The agreement envisaged BOP as a private equity fund in which other parties would later invest and which would be managed by CMB. However, by the time of the disputes, no other parties had invested and the pension fund held a 99% stake, while CMB held one percent.
According to the agreement, CMB would issue BPOPF with drawdown notices whenever it required capital for an investment opportunity it had identified. BPOPF would make the funds available within 15 days. Provisions were also made for fund expenses and organisational fees payable to CMB.
A lawyer who has studied both the progression of the dispute between BPOPF and CMB and the judgements in the courts, says clauses 24, 28 and 77 of the BOP partnership agreement are central to how more than P400 million walked out of BPOPF’s coffers. The lawyer has requested anonymity as the disputes are still before the courts.
Read together, the three clauses allowed CMB to take P422 million invested by BPOPF and sell its stake in BOP to a third party, if the pension fund defaulted on settling a drawdown demand from the asset manager.

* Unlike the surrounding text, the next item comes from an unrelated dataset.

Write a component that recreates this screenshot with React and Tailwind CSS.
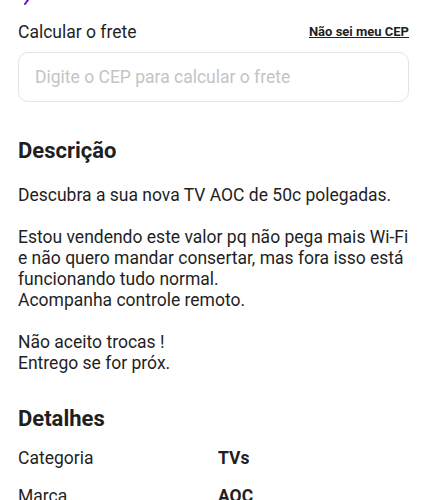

Whatever recourse within the agreement that BPOPF had, including an advisory board, was also negated by other clauses within the agreement.
Clause 28.4, for instance, states that if the BPOPF defaulted on a drawdown and was notified of being a default partner by CMB, it would not be entitled to vote on any matter affecting BOP, even though BPOPF had a majority of directors on both the BOP’s advisory and investment boards.
“For so long as it is in default, the limited partner will, for voting purposes, be deemed to have a capital commitment of zero percent.”
Clause 28.2 is even more stupefying, according to the lawyer.
“The general partner (CMB) shall be entitled and is hereby irrevocably authorised by the defaulting limited partner, to dispose of the defaulting limited partner’s interest in BOP to one of more third parties at such price and on such terms and conditions as the general partner, in its sole and absolute discretion, deems fit.” Meanwhile, clause 24 makes the BPOPF obliged to pay drawdown claims even in the event of a dispute with CMB.
“Neither party was compliant in this agreement in the beginning. There was clearly a very close personal working relationship in the arrangement because in some cases requests for drawdowns were made and paid on the same day.
“In early 2016, CMB made a drawdown request for P12 million for fund expenses and others and BPOPF paid the funds on the same day, rather than the 15 days provided by the agreement,” the lawyer said.
Between 2014 and mid 2017, CMB had applied for and successfully secured P477 million in drawdowns from BPOPF, these being invested in various entities.
During this period, matters that the BPOPF would later tell the courts were “material, ongoing and possibly unrecoverable” breaches, occurred but both parties sailed on with little concern raised.
In early 2017, however, the “personal working relationship” appears to have soured, leading to the pension fund paying more scrutiny to its financial commitments to BOP. Matters came to a head in September when CMB approached the pension fund with a drawdown request for P77 million.
The asset manager had clinched deals to invest in Lobatse Clay Works and Yarona Media Holdings. The BPOPF held its ground and its money.
By March, the BPOPF was demanding valuation of BOP and later audited financials and in even more tense communication, the pension fund was accusing CMB of lying about appointing an auditor for the BOP.
The asset manager invoked Clauses 24 and 28, depositing P50 million into BPOPF’s account and notifying the pension fund that those were the proceeds from the sale of the BPOPF’s interest in BOP.
The balance, P422 million was retained, mostly held in various investment vehicles whose valuation, returns or ability to be converted to cash is unknown to the BPOPF.
Instead, at least P422 million had walked away and that stroke of the pen in 2014 is now under scrutiny in the first criminal trial to take place from the BPOPF/CMB mess.